I have two breeds. One I've had for 7 years, the other I'm completely new to. I decided to only enter the breed I have experience with, my Mini Lops. I had no idea where I'd place in the mix, but at 5am on Sunday morning I loaded up the best of what I've produced this last year & headed to the show.

I didn't have anytime to socialized, my breed was called soon after I got there. I got my stock to the table (we have tables, not rings) & stepped back, eying either end to view my competitors. Three of the breeders there have been in the breed for over 20 years, 2 have national standings, & 2 I didn't know. I wondered if anyone who I knew knew me would say hi... but they didn't til I did, whatever. I'm here to compete anyway.

And compete I did. I couldn't believe my eyes, I'm not sure anyone else could either. First I won 3 of the 5 classes I competed in, and then got 2 Best of Varieties, and then Best of Breed! Seriously, this was amazing... I had rarely done this well when I was at the top of my game 2 years ago. I guess spending all that time in my barn breeding and culling paid off!

But that wasn't the end of my day. I had a new breed and I needed to get to know the other people who are in this breed. Now this is one of the highest priced breeds, with most animals going for between $100 & $200. I bought the best stock I could afford. Instead of buying 10 $30-40 animals and hoping to improve them through breeding, I only bought 4 $100 animals. I brought my first baby that I have produced to the show... to see what the "big hitters" in the breed thought. I was so scared that I'd place my little girl in front of them & they would nod & smile & send me off with a few nice words & a "keep at it, we'll see you later."

I brought up Fizzlybear & set her infront of the highest ranked breeder I knew of, introduced myself, & asked if she had time to give me an opinion on my first rabbit. I couldn't believe her responce! She said that this was a rabbit that I could not buy... she was that good! I asked if she had a buck for sale that would compliment her, & she said nothing she had to sell was as good as this rabbit! She showed her to all the other breeders & everyone cooed over her & congradulated me. The editor for this breed's guide book was there & even had a photographer take a picture of her for the newest issue! Yeah, my FIRST Netherland Dwarf will be in the guide book as the ideal for her color... a huuuuge deal!

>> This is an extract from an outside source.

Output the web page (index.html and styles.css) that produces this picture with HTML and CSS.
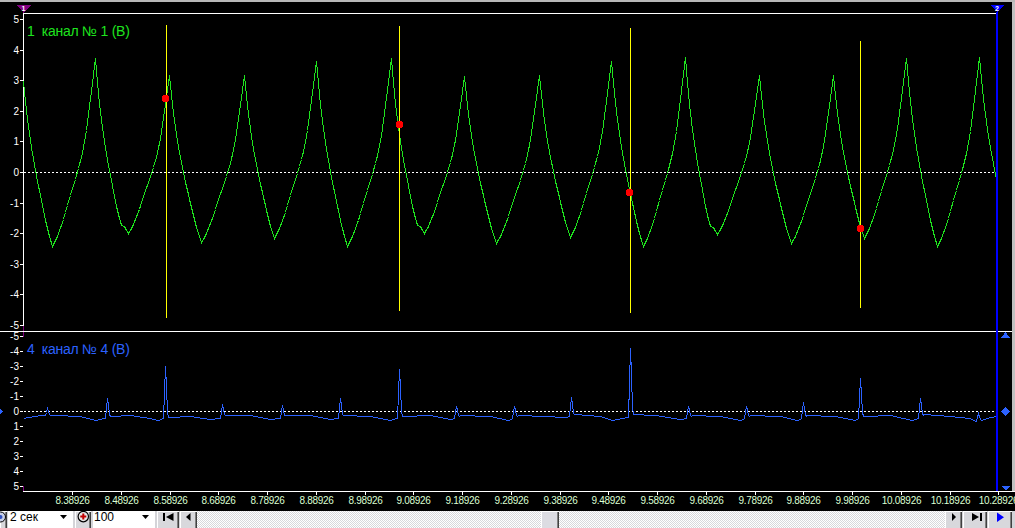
FILE: index.html
```html
<!DOCTYPE html>
<html lang="ru">
<head>
<meta charset="utf-8">
<title>Осциллограмма</title>
<link rel="stylesheet" href="styles.css">
</head>
<body>
<div class="window">
  <div class="topbar"></div>
  <div class="scope">
    <svg class="chart" width="1015" height="509" viewBox="0 2 1015 509" shape-rendering="crispEdges">
      <rect class="edge" x="1012" y="2" width="3" height="489"/>
      <path class="ln-purple" d="M23.5 11V13M23.5 326V337M23.5 486V491"/>
      <path class="ln-white" d="M23 13.5H996M23.5 13V326M0 331.5H1012M23 491.5H1015"/>
      <path class="ln-white" d="M20 19.5H23M20 50.5H23M20 80.5H23M20 111.5H23M20 141.5H23M20 172.5H23M20 203.5H23M20 233.5H23M20 264.5H23M20 294.5H23M20 325.5H23"/>
      <path class="ln-white" d="M20 336.5H23M20 351.5H23M20 366.5H23M20 381.5H23M20 396.5H23M20 411.5H23M20 426.5H23M20 441.5H23M20 456.5H23M20 471.5H23M20 486.5H23"/>
      <path class="ln-white" d="M72.5 492V495M121.5 492V495M170.5 492V495M218.5 492V495M267.5 492V495M316.5 492V495M365.5 492V495M413.5 492V495M462.5 492V495M511.5 492V495M560.5 492V495M608.5 492V495M657.5 492V495M706.5 492V495M755.5 492V495M803.5 492V495M852.5 492V495M901.5 492V495M950.5 492V495M998.5 492V495"/>
      <path class="ln-dot" d="M24 172.5H996M24 411.5H996"/>

      <g class="ylab">
        <text x="19" y="22.5">5</text>
        <text x="19" y="53.5">4</text>
        <text x="19" y="83.5">3</text>
        <text x="19" y="114.5">2</text>
        <text x="19" y="144.5">1</text>
        <text x="19" y="175.5">0</text>
        <text x="19" y="206.5">-1</text>
        <text x="19" y="236.5">-2</text>
        <text x="19" y="267.5">-3</text>
        <text x="19" y="297.5">-4</text>
        <text x="19" y="328.5">-5</text>
        <text x="19" y="339.5">-5</text>
        <text x="19" y="354.5">-4</text>
        <text x="19" y="369.5">-3</text>
        <text x="19" y="384.5">-2</text>
        <text x="19" y="399.5">-1</text>
        <text x="19" y="414.5">0</text>
        <text x="19" y="429.5">1</text>
        <text x="19" y="444.5">2</text>
        <text x="19" y="459.5">3</text>
        <text x="19" y="474.5">4</text>
        <text x="19" y="489.5">5</text>
      </g>

      <g class="xlab">
        <text x="72.5" y="504">8.38926</text>
        <text x="121.5" y="504">8.48926</text>
        <text x="170.5" y="504">8.58926</text>
        <text x="218.5" y="504">8.68926</text>
        <text x="267.5" y="504">8.78926</text>
        <text x="316.5" y="504">8.88926</text>
        <text x="365.5" y="504">8.98926</text>
        <text x="413.5" y="504">9.08926</text>
        <text x="462.5" y="504">9.18926</text>
        <text x="511.5" y="504">9.28926</text>
        <text x="560.5" y="504">9.38926</text>
        <text x="608.5" y="504">9.48926</text>
        <text x="657.5" y="504">9.58926</text>
        <text x="706.5" y="504">9.68926</text>
        <text x="755.5" y="504">9.78926</text>
        <text x="803.5" y="504">9.88926</text>
        <text x="852.5" y="504">9.98926</text>
        <text x="901.5" y="504">10.08926</text>
        <text x="950.5" y="504">10.18926</text>
        <text x="998.5" y="504">10.28926</text>
      </g>

      <text class="chlab ch1" x="27" y="36">1&#160;&#160;канал № 1 (В)</text>
      <text class="chlab ch4" x="27" y="354">4&#160;&#160;канал № 4 (В)</text>

      <path id="wave4" class="wave wave-b" d=""/>
      <path id="wave1" class="wave wave-g" d=""/>

      <path class="ln-yellow" d="M166.5 25V318M399.5 26V311M630.5 28V313M860.5 41V308"/>
      <g class="dot">
        <circle cx="165.5" cy="98.5" r="3.6"/>
        <circle cx="399.5" cy="124.5" r="3.6"/>
        <circle cx="629.5" cy="192.5" r="3.6"/>
        <circle cx="860.5" cy="228.5" r="3.6"/>
      </g>

      <rect class="cursor2" x="996" y="12" width="2" height="479"/>
      <polygon class="mk-purple" points="16,5 31,5 23.5,12.5"/>
      <text class="mknum" x="23.5" y="10.5">1</text>
      <polygon class="mk-blue" points="990,5 1004,5 997,12"/>
      <text class="mknum" x="997" y="10.5">2</text>

      <polygon class="mk-ch4" points="1001,338 1010,338 1005.5,332"/>
      <polygon class="mk-ch4" points="1005.5,407 1010,411.5 1005.5,416 1001,411.5"/>
      <polygon class="mk-ch4" points="-2,407 2.5,411.5 -2,416 -6.5,411.5"/>
      <polygon class="mk-ch4" points="1002,486 1010,486 1006,491"/>
    </svg>
  </div>
  <div class="toolbar">
    <div class="btn part">
      <svg width="7" height="17" viewBox="0 0 7 17"><circle cx="0.5" cy="6" r="5" fill="#c8d0e8" stroke="#000"/><circle cx="0.5" cy="6" r="2" fill="#3050c0"/></svg>
    </div>
    <div class="combo c-time"><span class="val">2 сек</span><span class="drop"></span></div>
    <div class="btn ico">
      <svg width="16" height="17" viewBox="0 0 16 17"><circle cx="8.3" cy="5.6" r="5.2" fill="#e6e6e6" stroke="#000" stroke-width="1.2"/><path d="M8.3 2.6V8.6M5.3 5.6H11.3" stroke="#c00000" stroke-width="2"/></svg>
    </div>
    <div class="combo c-zoom"><span class="val">100</span><span class="drop"></span></div>
    <div class="btn b-first">
      <svg width="22" height="17" viewBox="0 0 22 17"><rect x="6" y="2" width="2" height="8"/><polygon points="16.5,2 16.5,10 9,6"/></svg>
    </div>
    <div class="btn b-prev">
      <svg width="17" height="17" viewBox="0 0 17 17"><polygon points="10.5,2 10.5,10 6,6"/></svg>
    </div>
    <div class="track"><div class="thumb"></div></div>
    <div class="btn b-next">
      <svg width="17" height="17" viewBox="0 0 17 17"><polygon points="7,2 7,10 11,6"/></svg>
    </div>
    <div class="btn b-last">
      <svg width="24" height="17" viewBox="0 0 24 17"><polygon points="9,2 9,10 16,6"/><rect x="17" y="2" width="2" height="8"/></svg>
    </div>
    <div class="btn b-play">
      <svg width="24" height="17" viewBox="0 0 24 17"><polygon class="blue-tri" points="9,1.5 9,11 16,6.25"/></svg>
    </div>
    <div class="tail"></div>
  </div>
</div>
<script src="script.js"></script>
</body>
</html>
```

FILE: styles.css
```css
* { box-sizing: border-box; }
html, body { margin: 0; padding: 0; }
body {
  width: 1015px;
  height: 528px;
  overflow: hidden;
  background: #000;
  font-family: "Liberation Sans", Arial, sans-serif;
}
.window {
  display: flex;
  flex-direction: column;
  width: 1015px;
  height: 528px;
}
.topbar {
  flex: none;
  height: 2px;
  background: #b8b8b8;
}
.scope {
  flex: none;
  height: 509px;
  display: flex;
  background: #000;
}
.chart { display: block; }

.edge { fill: #c0c0c0; }
.ln-white { stroke: #fff; stroke-width: 1; fill: none; }
.ln-purple { stroke: #800080; stroke-width: 1; fill: none; }
.ln-dot { stroke: #fff; stroke-width: 1; stroke-dasharray: 2 2; fill: none; }
.ln-yellow { stroke: #ffff00; stroke-width: 1; fill: none; }
.cursor2 { fill: #0000ff; }
.wave { fill: none; stroke-width: 1; }
.wave-g { stroke: #1ee41e; }
.wave-b { stroke: #2c62ff; }
.dot circle { fill: #ff0000; }

.ylab text {
  fill: #fff;
  font-family: "Liberation Sans", Arial, sans-serif;
  font-size: 10px;
  text-anchor: end;
}
.xlab text {
  fill: #dcffd2;
  font-family: "Liberation Sans", Arial, sans-serif;
  font-size: 10px;
  letter-spacing: -0.3px;
  text-anchor: middle;
}
.chlab {
  font-family: "Liberation Sans", Arial, sans-serif;
  font-size: 14px;
  letter-spacing: -0.25px;
}
.ch1 { fill: #1ee41e; }
.ch4 { fill: #2c62ff; }
.mk-purple { fill: #800080; }
.mk-blue { fill: #0000ff; }
.mk-ch4 { fill: #2c62ff; }
.mknum {
  fill: #fff;
  font-family: "Liberation Sans", Arial, sans-serif;
  font-size: 7px;
  font-weight: bold;
  text-anchor: middle;
}

/* bottom toolbar */
.toolbar {
  flex: none;
  display: flex;
  height: 17px;
  overflow: hidden;
  background: #d4d4d8;
}
.btn {
  flex: none;
  height: 21px;
  background: #d8d8dc;
  box-shadow: inset 1px 1px #ffffff, inset -1px -1px #404040, inset -2px -2px #808080;
}
.btn svg { display: block; fill: #000; }
.part { width: 7px; margin-right: 1px; }
.combo {
  flex: none;
  height: 21px;
  display: flex;
  background: #fff;
  color: #000;
  font: 12px/12px "Liberation Sans", Arial, sans-serif;
  padding-left: 2px;
}
.c-time { width: 65px; }
.c-zoom { width: 62px; margin-left: 2px; padding-left: 1px; }
.drop {
  margin-left: auto;
  margin-right: 6px;
  margin-top: 4px;
  width: 7px;
  height: 4px;
  background: #000;
  clip-path: polygon(0 0, 100% 0, 50% 100%);
}
.ico { width: 16px; margin-left: 2px; }
.b-first { width: 22px; margin-left: 2px; }
.b-prev { width: 17px; margin-left: 1px; }
.track {
  flex: none;
  width: 748px;
  height: 21px;
  display: flex;
  background: repeating-conic-gradient(#ffffff 0 25%, #d8d8dc 0 50%) 0 0 / 2px 2px;
}
.thumb {
  flex: none;
  width: 18px;
  height: 21px;
  margin-left: 344px;
  background: #dcdce2;
  box-shadow: inset 1px 1px #ffffff, inset -1px -1px #404040, inset -2px -2px #808080;
}
.b-next { width: 17px; }
.b-last { width: 24px; margin-left: 1px; }
.b-play { width: 24px; margin-left: 1px; }
.blue-tri { fill: #0000ff; }
.tail { flex: none; width: 3px; }
```

FILE: script.js
```js
(function () {
  var SHAPES = {
    r: [[0, 0], [0.1, 0.045], [0.25, 0.14], [0.4, 0.26], [0.55, 0.37], [0.68, 0.48], [0.78, 0.6], [0.92, 0.85], [1, 1]],
    f: [[0, 0], [0.07, 0.13], [0.14, 0.25], [0.24, 0.38], [0.34, 0.49], [0.5, 0.64], [0.65, 0.76], [0.8, 0.88], [0.9, 0.945], [1, 1]],
    l: [[0, 0], [1, 1]]
  };

  function table(tbl, t) {
    if (t <= 0) return 0;
    for (var i = 1; i < tbl.length; i++) {
      if (t <= tbl[i][0]) {
        var a = tbl[i - 1], b = tbl[i];
        return a[1] + (b[1] - a[1]) * (t - a[0]) / (b[0] - a[0]);
      }
    }
    return 1;
  }

  function curve(keys, x) {
    for (var i = 1; i < keys.length; i++) {
      var a = keys[i - 1], b = keys[i];
      if (x <= b[0]) {
        var t = (x - a[0]) / (b[0] - a[0]);
        return a[1] + (b[1] - a[1]) * table(SHAPES[b[2] || 'l'], t);
      }
    }
    return keys[keys.length - 1][1];
  }

  function toPath(ys, x0) {
    var d = '';
    for (var i = 0; i < ys.length; i++) {
      d += (i ? 'L' : 'M') + (x0 + i + 0.5) + ' ' + (Math.round(ys[i]) + 0.5);
    }
    return d;
  }

  /* channel 1: peaks / troughs in screen coordinates */
  var G = [
    [21, 58], [52, 246, 'f'], [95, 58, 'r'],
    [121, 225, 'f'], [124, 226, 'l'], [128, 233, 'l'],
    [169, 75, 'r'], [201, 242, 'f'], [244, 75, 'r'], [274, 238, 'f'],
    [316, 61, 'r'], [347, 246, 'f'], [391, 58, 'r'],
    [417, 225, 'f'], [420, 226, 'l'], [424, 233, 'l'],
    [464, 76, 'r'], [496, 243, 'f'], [539, 75, 'r'], [570, 237, 'f'],
    [611, 61, 'r'], [643, 246, 'f'], [685, 57, 'r'],
    [710, 226, 'f'], [713, 227, 'l'], [717, 234, 'l'],
    [759, 75, 'r'], [791, 243, 'f'], [833, 75, 'r'], [864, 238, 'f'],
    [906, 58, 'r'], [937, 246, 'f'], [979, 57, 'r'], [1011, 240, 'f']
  ];

  /* channel 4: baseline and spikes */
  var B = [
    [23, 418], [40, 415], [55, 415], [80, 416], [95, 420], [104, 418], [110, 416], [130, 415],
    [150, 418], [158, 420], [163, 418], [169, 417], [190, 416], [210, 419], [219, 418], [226, 415],
    [250, 415], [270, 419], [279, 418], [286, 415], [310, 415], [330, 419], [337, 418], [344, 415],
    [370, 416], [390, 420], [396, 418], [402, 416], [430, 415], [450, 419], [454, 418], [460, 415],
    [490, 416], [508, 420], [512, 418], [518, 415], [545, 416], [565, 417], [569, 416], [575, 414],
    [600, 416], [612, 420], [627, 417], [633, 414], [655, 415], [680, 419], [686, 418], [692, 415],
    [720, 416], [740, 420], [744, 418], [750, 415], [780, 416], [797, 420], [801, 418], [807, 415],
    [835, 416], [855, 420], [858, 418], [864, 416], [890, 415], [912, 420], [918, 418], [924, 414],
    [950, 416], [970, 418], [976, 421], [981, 420], [990, 417], [996, 416]
  ];
  var S = [
    [47, 408], [107, 398], [165, 366], [222, 404], [282, 405], [340, 398], [399, 369], [456, 406],
    [514, 406], [571, 397], [630, 348], [688, 406], [746, 406], [803, 402], [860, 378], [920, 398],
    [978, 413]
  ];

  var x0 = 23, x1 = 996;
  var g = [], b = [];
  for (var x = x0; x <= x1; x++) {
    g.push(curve(G, x));
    b.push(curve(B, x));
  }
  var prof = [[-1, 0.5], [0, 1], [1, 0.6], [2, 0.12]];
  S.forEach(function (s) {
    prof.forEach(function (p) {
      var i = s[0] + p[0] - x0;
      if (i >= 0 && i < b.length) {
        b[i] = b[i] - p[1] * (b[i] - s[1]);
      }
    });
  });

  document.getElementById('wave1').setAttribute('d', toPath(g, x0));
  document.getElementById('wave4').setAttribute('d', toPath(b, x0));
})();
```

So... all in all the weekend was better than I could have hoped. I have 4 shows the second weekend in December. I will be showing my Netherlands for the first time! I'm a little nervous... but excited more than anything. I am hoping that if I am focused & make all the right moves I will be competitive enough to attend 2008 Nationals in Kentucky... we'll see. So wish my Nethies and my Mini Lops luck... we're out to conquer the world... or something like that.

Tuesday, November 6, 2007

Fantasy Baseball

My cell rang late last Monday night: "For closure on San Angelo, 1700 sf, only $495,000. Here is the number, I know it's late but maybe it's the realtor's cell and he can get you in tomorrow, it's technically not even on the market yet. Jump on it."

This is how Eric and I are house shopping, a full out ninja blitz on the market. I have Salinas set up like a battlefield grid, and I carefully map when potentials in our target areas (Maple Park of course, Woodside, Spreckles, and River Rd) pop up. I'm honestly surprised how good we are at this... we've already scoped some killer deals that I really think most 1st time home buyers would miss, but I think our main advantage isn't just our smarts, but our attitude. The best warriors are the one with the fasted hand and calmest head... like Chuck Norris.

A lot of people are so stressed and rushed when buying a house, they make countless mistakes in the chaos! Partially for myself, partially from my slightly skittish husband, I came up with the concept of this being like fantasy baseball or Ender's Game. Even though Eric and I are totally stoked, the whole meeting with mortgage brokers and putting up with pushy realtors can be intimidating. But we started to go through house print outs like playing cards, and push our assets around like monopoly money, and the whole experience has become so fun! My husband and I cruise the Salinas, critiquing and comparing, and having the best time! Our mortgage broker even picked up on our relaxed attitude and complimented us, as well as on our preparedness and astute eye on the market (seriously, call me the Chuck Norris of real estate).

We are taking our time in this, but everything has really been falling together. I'm not sure what we'll find... but just like finding each other, I'm sure it'll be the easiest, most obvious decision ever!